Шановні пасажири, цей потяг який слідує від станції Івано-Франківськ Головний через Житомир до станції Київ-Дарниця буде розділено дві частини, вагони з першого по п'ятнадцятий прослідують до станції Київ-Головний, а вагони з шістнадцятого по двадцять перший поїдуть у пекло, муахаха. Дякую за вашу увагу.

  • To be fair, I'm sure the USSR insisted on Russian language announcements in the Ukraine. Look how that turned out... Language war in the east.

    If I went to the Ukraine, I would either pick up some Ukrainian or take some who did.

    • English is much more diffuse around the globe and can't be attributed to a single empire. There is no risk in dubbing in English and many benefits, from encouraging tourists and workers.

      Also people are forgetting that railway announcements both at the station and inside the carriage are usually a complete incomprehensible trash tier. I honestly can't decipher half of the words in the Ukrainian or Russian announcements. Imagine needing to do that in the foreign language.

      In my opinion it is way past time that EU has officially adopted English as a standard language for all communications. Especially with the crazies preparing for invasion right at the border.

Honestly, it should be an obligation. DB should make it one for themselves. DB carries millions of people a year that do not speak the language. Important information like route changes should be available to them. English just happens to be the most likely language to be understood at least enough to ask staff/other passengers as to what is going on.

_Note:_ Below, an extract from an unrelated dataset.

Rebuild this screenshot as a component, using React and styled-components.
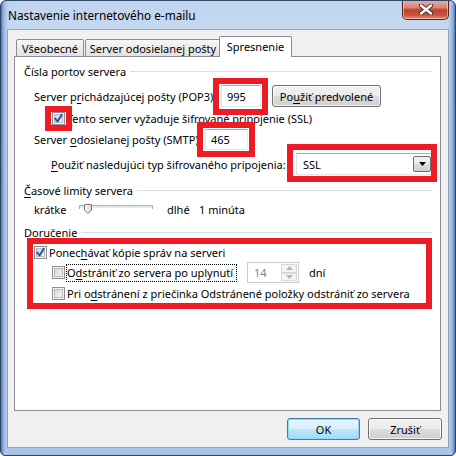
import React from 'react';
import styled, { createGlobalStyle } from 'styled-components';

const FONT = `"Noto Sans", "Liberation Sans", sans-serif`;

const Global = createGlobalStyle`
  html, body { margin: 0; padding: 0; background: #ffffff; }
  body { font-family: ${FONT}; font-size: 11px; color: #000; }
  * { box-sizing: border-box; }
  u { text-decoration: underline; text-underline-offset: 2px; }
`;

const Window = styled.div`
  position: relative;
  width: 456px;
  height: 456px;
  border: 1px solid #2f4566;
  border-radius: 6px 6px 5px 5px;
  background:
    linear-gradient(90deg, #4a70a8 0px, #8aabd8 2px, #b4cae8 5px, rgba(190,210,236,0) 8px,
      rgba(190,210,236,0) calc(100% - 8px), #b4cae8 calc(100% - 5px), #8aabd8 calc(100% - 2px), #4a70a8 100%),
    linear-gradient(180deg, #bfd4ee 0px, #c6d9ef 28px, #b3cbe8 60%, #a9c3e4 100%);
  padding: 0 6px 7px 6px;
  display: flex;
  flex-direction: column;
  overflow: hidden;
  font-family: ${FONT};
  font-size: 11px;
`;

const TitleBar = styled.div`
  height: 28px;
  flex: none;
  display: flex;
  align-items: flex-start;
  justify-content: space-between;
`;

const Title = styled.div`
  line-height: 29px;
  font-size: 11.8px;
  padding-left: 1px;
  color: #000;
  white-space: nowrap;
`;

const CloseBtn = styled.div`
  width: 47px;
  height: 20px;
  margin-top: -1px;
  border: 1px solid #5b2219;
  border-top: none;
  border-radius: 0 0 5px 5px;
  background: linear-gradient(180deg, #e9b0a6 0%, #d98576 40%, #c2412c 52%, #c9503a 78%, #e58a6d 100%);
  box-shadow: inset 0 0 0 1px rgba(255, 220, 210, 0.55);
  display: flex;
  align-items: center;
  justify-content: center;
`;

const Client = styled.div`
  flex: 1;
  background: #f0f0f0;
  border: 1px solid #8fa3bf;
  padding: 7px 6px 0 6px;
  display: flex;
  flex-direction: column;
`;

const TabStrip = styled.div`
  height: 20px;
  display: flex;
  align-items: flex-end;
  padding-left: 2px;
  margin-bottom: -1px;
  position: relative;
  z-index: 1;
`;

const Tab = styled.div`
  width: ${(p) => p.$w}px;
  height: ${(p) => (p.$active ? 21 : 18)}px;
  margin-left: ${(p) => p.$ml || 0}px;
  border: 1px solid #898c95;
  border-bottom: ${(p) => (p.$active ? 'none' : '1px solid #898c95')};
  border-radius: 2px 2px 0 0;
  background: ${(p) => (p.$active ? '#ffffff' : 'linear-gradient(180deg, #f7f7f7 0%, #ececec 50%, #e2e2e2 100%)')};
  display: flex;
  align-items: center;
  justify-content: center;
  padding-bottom: ${(p) => (p.$active ? 2 : 0)}px;
  white-space: nowrap;
`;

const Panel = styled.div`
  width: 427px;
  height: 355px;
  background: #ffffff;
  border: 1px solid #898c95;
  padding: 6px 8px 0 9px;
  display: flex;
  flex-direction: column;
`;

const GroupHeader = styled.div`
  height: 16px;
  margin-top: ${(p) => p.$mt || 0}px;
  display: flex;
  align-items: center;
  white-space: nowrap;
`;

const HeaderLine = styled.div`
  flex: 1;
  height: 1px;
  background: #d5dfe5;
  margin-left: 4px;
`;

const Row = styled.div`
  height: ${(p) => p.$h}px;
  margin-top: ${(p) => p.$mt}px;
  padding-left: ${(p) => p.$indent || 0}px;
  display: flex;
  align-items: center;
  white-space: nowrap;
`;

const Label = styled.span`
  flex: none;
  width: ${(p) => (p.$w ? `${p.$w}px` : 'auto')};
  margin-left: ${(p) => p.$ml || 0}px;
  color: #000;
  white-space: nowrap;
`;

const TextBox = styled.div`
  width: ${(p) => p.$w}px;
  height: ${(p) => p.$h}px;
  flex: none;
  border: 1px solid #e3e9ef;
  border-top-color: #abadb3;
  border-left-color: #e2e3ea;
  background: #fff;
  display: flex;
  align-items: center;
  padding-left: 5px;
`;

const Button = styled.div`
  width: ${(p) => p.$w}px;
  height: 22px;
  flex: none;
  margin-left: ${(p) => p.$ml || 0}px;
  border: 1px solid ${(p) => (p.$default ? '#3c7fb1' : '#707070')};
  border-radius: 3px;
  background: ${(p) =>
    p.$default
      ? 'linear-gradient(180deg, #eaf6fd 0%, #d9f0fc 48%, #bee6fd 52%, #a7d9f5 100%)'
      : 'linear-gradient(180deg, #f2f2f2 0%, #ebebeb 48%, #dddddd 52%, #cfcfcf 100%)'};
  box-shadow: ${(p) =>
    p.$default ? 'inset 0 0 0 1px #8ed8f8' : 'inset 0 0 0 1px rgba(255,255,255,0.75)'};
  display: flex;
  align-items: center;
  justify-content: center;
  white-space: nowrap;
`;

const CheckBoxBox = styled.span`
  position: relative;
  width: 13px;
  height: 13px;
  flex: none;
  border: 1px solid #8e8f8f;
  background: linear-gradient(135deg, #cdd0d4 0%, #e9eaeb 55%, #f6f6f6 100%);
  box-shadow: inset 0 0 0 1px #f4f4f4, inset 0 0 0 2px #b6b9bd;
  display: flex;
  align-items: center;
  justify-content: center;
`;

const Combo = styled.div`
  width: 138px;
  height: 22px;
  flex: none;
  border: 1px solid #e3e9ef;
  border-top-color: #abadb3;
  border-left-color: #e2e3ea;
  background: #fff;
  display: flex;
  align-items: center;
  justify-content: space-between;
  padding: 0 2px 0 6px;
`;

const DropBtn = styled.div`
  width: 18px;
  height: 16px;
  border: 1px solid #707070;
  border-radius: 2px;
  background: linear-gradient(180deg, #f2f2f2 0%, #ebebeb 48%, #dddddd 52%, #cfcfcf 100%);
  display: flex;
  align-items: center;
  justify-content: center;
`;

const Spin = styled.div`
  width: 52px;
  height: 21px;
  flex: none;
  margin-left: 10px;
  border: 1px solid #c9cbce;
  background: #fff;
  display: flex;
  align-items: stretch;
  justify-content: space-between;
  padding: 1px 1px 1px 6px;
`;

const SpinText = styled.span`
  align-self: center;
  color: #838383;
`;

const SpinButtons = styled.div`
  width: 16px;
  display: flex;
  flex-direction: column;
`;

const SpinPart = styled.div`
  flex: 1;
  border: 1px solid #d9d9d9;
  background: #f4f4f4;
  display: flex;
  align-items: center;
  justify-content: center;
`;

const FocusLabel = styled.span`
  flex: none;
  width: 171px;
  height: 18px;
  margin-left: 1px;
  outline: 1px dotted #000;
  outline-offset: -1px;
  display: flex;
  align-items: center;
  padding-left: 1px;
`;

const RedBox = styled.div`
  position: absolute;
  left: ${(p) => p.$x - 1}px;
  top: ${(p) => p.$y - 1}px;
  width: ${(p) => p.$w}px;
  height: ${(p) => p.$h}px;
  border: 6px solid #ed1c24;
  pointer-events: none;
`;

const Footer = styled.div`
  margin-top: 7px;
  display: flex;
  justify-content: flex-end;
  gap: 8px;
`;

function CheckBox({ checked }) {
  return (
    <CheckBoxBox>
      {checked && (
        <svg width="11" height="11" viewBox="0 0 11 11" style={{ position: 'absolute', left: 0, top: 0 }}>
          <path d="M2.2 5.6 L4.6 8.4 L8.8 1.8" fill="none" stroke="#9fb2dc" strokeWidth="2.6" strokeLinecap="round" strokeLinejoin="round" />
          <path d="M2.2 5.6 L4.6 8.4 L8.8 1.8" fill="none" stroke="#2f4a96" strokeWidth="1.6" strokeLinecap="round" strokeLinejoin="round" />
        </svg>
      )}
    </CheckBoxBox>
  );
}

function SliderDrawing() {
  return (
    <svg width="74" height="16" viewBox="0 0 74 16">
      <rect x="0.5" y="4.5" width="73" height="3" fill="#e7eaea" stroke="#b0b0b0" />
      <line x1="1" y1="7.5" x2="73" y2="7.5" stroke="#ffffff" />
      <defs>
        <linearGradient id="thumbG" x1="0" y1="0" x2="1" y2="0">
          <stop offset="0" stopColor="#fbfbfb" />
          <stop offset="1" stopColor="#d8d8d8" />
        </linearGradient>
      </defs>
      <path d="M5.5 3.5 H12.5 V9 L9 12.5 L5.5 9 Z" fill="url(#thumbG)" stroke="#7c7c7c" />
    </svg>
  );
}

export default function App() {
  return (
    <>
      <Global />
      <Window>
        <TitleBar>
          <Title>Nastavenie internetového e-mailu</Title>
          <CloseBtn>
            <svg width="14" height="11" viewBox="0 0 14 11">
              <path d="M2 1.5 L12 9.5 M12 1.5 L2 9.5" stroke="#4a2a26" strokeWidth="4.2" strokeLinecap="round" />
              <path d="M2 1.5 L12 9.5 M12 1.5 L2 9.5" stroke="#ffffff" strokeWidth="2.4" strokeLinecap="round" />
            </svg>
          </CloseBtn>
        </TitleBar>
        <Client>
          <TabStrip>
            <Tab $w={68}>Všeobecné</Tab>
            <Tab $w={136} $ml={1}>Server odosielanej pošty</Tab>
            <Tab $w={73} $ml={-2} $active>Spresnenie</Tab>
          </TabStrip>
          <Panel>
            <GroupHeader>
              Čísla portov servera
              <HeaderLine />
            </GroupHeader>
            <Row $h={22} $mt={6} $indent={10}>
              <Label $w={187}>Server p<u>r</u>ichádzajúcej pošty (POP3):</Label>
              <TextBox $w={40} $h={22}>995</TextBox>
              <Button $w={109} $ml={11}>Po<u>u</u>žiť predvolené</Button>
            </Row>
            <Row $h={15} $mt={4} $indent={28}>
              <CheckBox checked />
              <Label $ml={2}><u>T</u>ento server vyžaduje šifrované pripojenie (SSL)</Label>
            </Row>
            <Row $h={21} $mt={3} $indent={10}>
              <Label $w={171}>Server <u>o</u>dosielanej pošty (SMTP):</Label>
              <TextBox $w={43} $h={21}>465</TextBox>
            </Row>
            <Row $h={22} $mt={3} $indent={27}>
              <Label $w={245}><u>P</u>oužiť nasledujúci typ šifrovaného pripojenia:</Label>
              <Combo>
                SSL
                <DropBtn>
                  <svg width="7" height="4" viewBox="0 0 7 4">
                    <path d="M0 0 H7 L3.5 4 Z" fill="#000" />
                  </svg>
                </DropBtn>
              </Combo>
            </Row>
            <GroupHeader $mt={7}>
              <span><u>Č</u>asové limity servera</span>
              <HeaderLine />
            </GroupHeader>
            <Row $h={16} $mt={3} $indent={10}>
              <Label $w={45}>krátke</Label>
              <SliderDrawing />
              <Label $w={32} $ml={14}>dlhé</Label>
              <Label>1 minúta</Label>
            </Row>
            <GroupHeader $mt={7}>
              Doručenie
              <HeaderLine />
            </GroupHeader>
            <Row $h={15} $mt={5} $indent={10}>
              <CheckBox checked />
              <Label $ml={2}>Ponec<u>h</u>ávať kópie správ na serveri</Label>
            </Row>
            <Row $h={21} $mt={2} $indent={28}>
              <CheckBox />
              <FocusLabel>O<u>d</u>strániť zo servera po uplynutí</FocusLabel>
              <Spin>
                <SpinText>14</SpinText>
                <SpinButtons>
                  <SpinPart>
                    <svg width="7" height="4" viewBox="0 0 7 4"><path d="M0 4 H7 L3.5 0 Z" fill="#b4b4b4" /></svg>
                  </SpinPart>
                  <SpinPart>
                    <svg width="7" height="4" viewBox="0 0 7 4"><path d="M0 0 H7 L3.5 4 Z" fill="#b4b4b4" /></svg>
                  </SpinPart>
                </SpinButtons>
              </Spin>
              <Label $ml={10}>dní</Label>
            </Row>
            <Row $h={15} $mt={3} $indent={28}>
              <CheckBox />
              <Label $ml={2}>Pri o<u>d</u>stránení z priečinka Odstránené položky odstrániť zo servera</Label>
            </Row>
          </Panel>
          <Footer>
            <Button $w={73} $default>OK</Button>
            <Button $w={74}>Zrušiť</Button>
          </Footer>
        </Client>
        <RedBox $x={213} $y={78} $w={55} $h={37} />
        <RedBox $x={45} $y={106} $w={27} $h={25} />
        <RedBox $x={197} $y={122} $w={58} $h={35} />
        <RedBox $x={287} $y={144} $w={150} $h={38} />
        <RedBox $x={27} $y={238} $w={405} $h={71} />
      </Window>
    </>
  );
}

  • I'm a native English speaker. It is not their obligation to provide everything in English. It is arrogant for someone like me to presume it should be.

  • If preventing people that struggle with the local language from getting confused or missing stuff is the goal then they're likely better off doing it in Turkish or Arab.

Not being under any obligation doesn't mean it is not a sensible a courteous way to do. You like it or not, english has become a defacto common international language.

While I speak 5 languages and try to learn some basic words of the local languages of any country I visit out of courtesy (how to say hello, bye, thank you, ask where are the toilets, etc), I wouldn't expect any traveller to know enough to understand this kind of specificities in any country they visit.

  • >common international language

    Not nearly as much as people on the internet seem to think. In large parts of Europe, speaking english will get you absolutely nowhere.

    • Near international airports and capitals usually yes you can usually get help in english accross europe, at least enough to get basic help and instructions.

    • I mean, whenever the Deutsche Bahn is involved, in large parts of Germany speaking German will also get you absolutely nowhere...

Of course they’re under no obligation to do so. In fact, they’re under no obligation to let in foreign tourists at all, or to not make their lives arbitrarily hard in various ways. But not being obligated to not be a dick doesn’t mean you should in fact be one.

  • They aren't though. That's the point. English speakers are determined to force their language on everyone else. I've seen it abroad on many occasions. It is often painful to watch. Sometimes they even make fun of the person for speaking poor English.

    You're also assuming the tourists themselves are all fluent in English, which is another issue. In some parts of Germany, many of their tourists are likely to speak French or Polish as a primary language, not to mention Mandarin etc from further afield.